· 5 min read

7 Garden Planning Tips for Beginners

Gardener carefully planting seeds in a tray

Starting a garden is one of the most rewarding things you can do — but it's easy to feel overwhelmed by seed packets, soil types, and planting schedules. The good news? Successful gardening doesn't happen by accident. It starts with a solid plan. Whether you have a sprawling backyard or just a few pots on a balcony, these seven tips will help you grow with confidence.

1

Start small and manageable

One of the most common beginner mistakes is going too big, too fast. A 4×8 raised bed or even a few containers is plenty for your first season. A smaller garden is easier to maintain, less overwhelming, and gives you the focused experience you need before scaling up. You can always add more beds next year — and you'll actually want to, once you've tasted your first homegrown tomato.

2

Know your growing zone

Your USDA hardiness zone (or equivalent in your country) tells you which plants can survive your winters and how long your growing season is. This single piece of information shapes everything: when you start seeds indoors, when you transplant outdoors, and which crops are realistic for your climate. Look up your zone before you buy a single seed.

3

Choose the right location

Most vegetables need at least 6 to 8 hours of direct sunlight per day. Before you plan anything else, spend a day observing where the sun falls in your garden and for how long. A shady bed might be perfect for lettuces and herbs but will disappoint tomatoes every time.

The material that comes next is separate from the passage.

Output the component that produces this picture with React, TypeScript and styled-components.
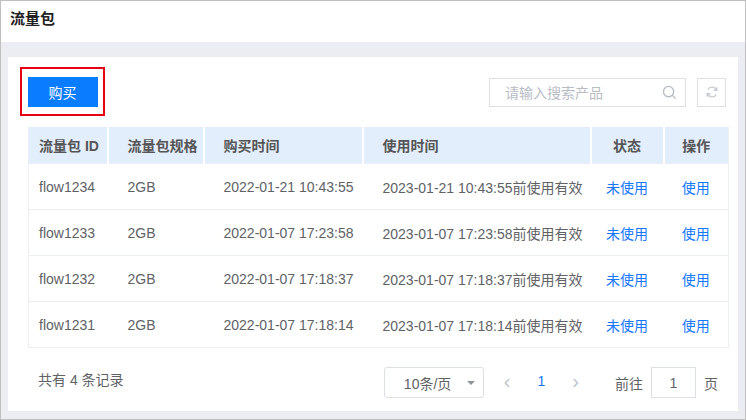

Get the location right first, and everything else becomes easier.

4

Plan your soil before you plant

Healthy soil is the foundation of a healthy garden — full stop. Most beginners underestimate this. Before planting season, amend your beds with compost to improve drainage and nutrient content. If you're starting from scratch, a raised bed filled with quality potting mix is the fastest path to great results. Invest in the soil and the plants will take care of themselves.

5

Choose easy-to-grow plants first

Build confidence before you attempt the tricky stuff. Start with forgiving crops like zucchini, beans, lettuce, radishes, and herbs such as basil and mint. These grow quickly, give you visible results within weeks, and tolerate beginner mistakes. Save the melons and artichokes for year two.

6

Map out your garden before you dig

Draw your beds on paper — or better yet, use a digital garden planner — and mark where each plant will go before you buy anything. Consider mature plant size (not just seedling size), spacing requirements, and which plants grow well together. Planning on paper first saves you from overcrowding, wasted purchases, and plants that shade each other out.

7

Keep a garden journal

Note what you planted, when you planted it, what worked, and what didn't. Even a few sentences per week is enough. Gardens are deeply seasonal, and the notes you take this April will be gold next April. Your journal is your growing record — and over the years it becomes one of the most valuable things in your garden toolkit.

Planning is the part of gardening most beginners skip — and it's the part that makes the biggest difference. A well-planned garden means less guessing, less waste, and far more satisfaction when harvest time comes.